For some homeowners, unsecured debts can slowly become harder to manage as monthly costs increase.

Credit cards, personal loans and overdrafts are often manageable at first, though over time, multiple repayments and rising interest charges can begin placing pressure on household finances.

A debt consolidation remortgage allows homeowners to release equity from their property and use those funds to clear existing unsecured debts.

This can reduce the number of monthly repayments and, in some cases, improve overall affordability.

As a mortgage broker in York, we speak to many homeowners who explore this option after changes in circumstances such as divorce, reduced income, rising living costs, or years of relying on credit to bridge financial gaps.

How Debt Consolidation Through a Mortgage Works

Debt consolidation through a remortgage involves increasing your mortgage borrowing to repay outstanding unsecured debts.

This could include:

  • Credit cards
  • Store finance
  • Personal loans
  • Overdrafts
  • Catalogue balances

Rather than managing several lenders separately, the borrowing is combined into one mortgage payment.

For some homeowners in York, this creates more stability each month and makes finances easier to manage, especially where unsecured borrowing has become expensive or difficult to maintain.

Why Homeowners in York Explore Debt Consolidation

People often assume debt consolidation only applies to severe debt problems, though this is not always the case.

We regularly speak to customers whose debts built gradually following life events or periods where finances became stretched.

Separation, unexpected bills, supporting family members, or increased household costs can all contribute towards rising unsecured borrowing over time.

Even where payments have always been maintained, juggling several debts at once can leave very little disposable income remaining each month.

Homeowners who have built enough equity within their property may find that remortgaging provides an opportunity to restructure their finances into something more manageable.

Why Debt Consolidation Remortgages Are Assessed Carefully

Lenders usually assess debt consolidation applications more closely than a standard remortgage.

This is because unsecured borrowing becomes secured against the property once it is added to the mortgage.

Underwriters therefore look carefully at:

  • Current affordability
  • Credit conduct
  • Existing debt levels
  • Bank statements
  • Spending patterns
  • Long-term sustainability

Lenders want to understand whether consolidating the debts genuinely improves the customer’s financial position moving forward.

Even applicants with good credit history and strong equity can sometimes face additional scrutiny if lenders feel there has been ongoing reliance on credit.

Why Choosing the Right Lender Matters

Debt consolidation criteria can vary significantly between lenders.

Some lenders take a stricter approach towards applicants with high credit card usage or repeated balance transfers.

Others are more comfortable where the overall affordability position improves clearly after consolidation. This means one lender may decline an application that another is willing to approve.

As a mortgage broker in York, we often find that understanding lender criteria and presenting the wider circumstances properly can make a major difference in these cases.

Important Things to Consider

Although debt consolidation can reduce monthly outgoings, it is important to understand the longer-term implications.

Adding unsecured debts to a mortgage usually means repaying that borrowing over a much longer term.

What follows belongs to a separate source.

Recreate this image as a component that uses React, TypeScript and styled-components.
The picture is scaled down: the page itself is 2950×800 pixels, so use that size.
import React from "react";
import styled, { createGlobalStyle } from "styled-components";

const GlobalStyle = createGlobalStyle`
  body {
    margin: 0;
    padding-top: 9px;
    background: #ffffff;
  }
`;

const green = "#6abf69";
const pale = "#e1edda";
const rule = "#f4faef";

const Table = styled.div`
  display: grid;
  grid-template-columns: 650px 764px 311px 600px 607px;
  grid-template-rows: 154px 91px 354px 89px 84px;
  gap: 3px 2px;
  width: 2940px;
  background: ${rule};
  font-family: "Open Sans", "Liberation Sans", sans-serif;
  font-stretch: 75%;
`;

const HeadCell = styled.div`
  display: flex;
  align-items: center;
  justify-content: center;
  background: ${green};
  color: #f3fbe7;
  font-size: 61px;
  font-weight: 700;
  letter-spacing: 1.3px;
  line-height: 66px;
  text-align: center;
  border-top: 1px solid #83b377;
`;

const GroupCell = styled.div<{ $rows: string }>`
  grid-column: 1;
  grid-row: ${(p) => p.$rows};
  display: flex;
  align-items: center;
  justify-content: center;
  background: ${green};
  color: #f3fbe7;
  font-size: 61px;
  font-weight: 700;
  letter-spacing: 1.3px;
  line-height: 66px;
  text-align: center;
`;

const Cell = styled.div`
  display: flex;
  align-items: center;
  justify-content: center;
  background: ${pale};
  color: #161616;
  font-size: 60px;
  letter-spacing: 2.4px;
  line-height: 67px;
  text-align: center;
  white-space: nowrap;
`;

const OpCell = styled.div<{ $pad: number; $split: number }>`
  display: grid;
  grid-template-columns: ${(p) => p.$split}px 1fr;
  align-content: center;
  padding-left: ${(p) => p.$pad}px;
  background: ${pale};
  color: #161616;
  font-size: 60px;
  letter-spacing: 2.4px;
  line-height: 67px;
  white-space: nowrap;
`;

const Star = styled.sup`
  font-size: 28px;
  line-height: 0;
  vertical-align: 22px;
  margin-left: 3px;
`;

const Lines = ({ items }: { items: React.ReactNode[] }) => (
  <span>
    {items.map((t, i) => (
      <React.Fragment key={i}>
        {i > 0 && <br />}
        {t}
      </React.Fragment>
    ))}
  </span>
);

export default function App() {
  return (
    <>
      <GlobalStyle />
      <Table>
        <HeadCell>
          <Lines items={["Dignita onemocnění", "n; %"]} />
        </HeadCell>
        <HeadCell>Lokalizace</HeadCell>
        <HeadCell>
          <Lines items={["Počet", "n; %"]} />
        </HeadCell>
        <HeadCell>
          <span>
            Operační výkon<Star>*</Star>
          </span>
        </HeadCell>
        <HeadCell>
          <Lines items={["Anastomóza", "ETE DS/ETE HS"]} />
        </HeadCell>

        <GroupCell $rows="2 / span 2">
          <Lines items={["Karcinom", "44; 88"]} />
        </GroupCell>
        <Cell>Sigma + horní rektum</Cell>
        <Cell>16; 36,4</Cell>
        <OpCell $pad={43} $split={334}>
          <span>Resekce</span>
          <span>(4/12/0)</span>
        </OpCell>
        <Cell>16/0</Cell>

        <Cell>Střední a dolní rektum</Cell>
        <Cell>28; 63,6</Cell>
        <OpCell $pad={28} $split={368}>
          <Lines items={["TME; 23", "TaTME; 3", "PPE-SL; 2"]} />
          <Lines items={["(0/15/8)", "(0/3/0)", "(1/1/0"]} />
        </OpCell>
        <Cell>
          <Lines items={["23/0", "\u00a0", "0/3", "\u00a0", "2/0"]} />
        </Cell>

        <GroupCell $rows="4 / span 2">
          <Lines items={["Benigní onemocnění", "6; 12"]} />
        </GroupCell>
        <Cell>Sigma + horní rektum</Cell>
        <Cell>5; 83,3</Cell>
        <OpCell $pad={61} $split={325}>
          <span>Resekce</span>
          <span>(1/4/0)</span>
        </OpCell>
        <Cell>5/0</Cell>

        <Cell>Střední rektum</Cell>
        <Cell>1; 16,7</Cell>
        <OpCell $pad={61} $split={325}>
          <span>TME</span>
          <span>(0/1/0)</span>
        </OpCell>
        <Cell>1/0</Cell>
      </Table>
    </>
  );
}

While monthly payments may reduce, the total interest paid overall could increase.

There is also additional risk involved, as the borrowing becomes secured against your property.

For some homeowners, the immediate improvement in affordability and financial stability makes this worthwhile.

For others, alternative routes may be more suitable depending on income, future plans, and overall financial position.

Anyone considering debt consolidation mortgage advice in York should carefully weigh both the short-term benefits and long-term costs before proceeding.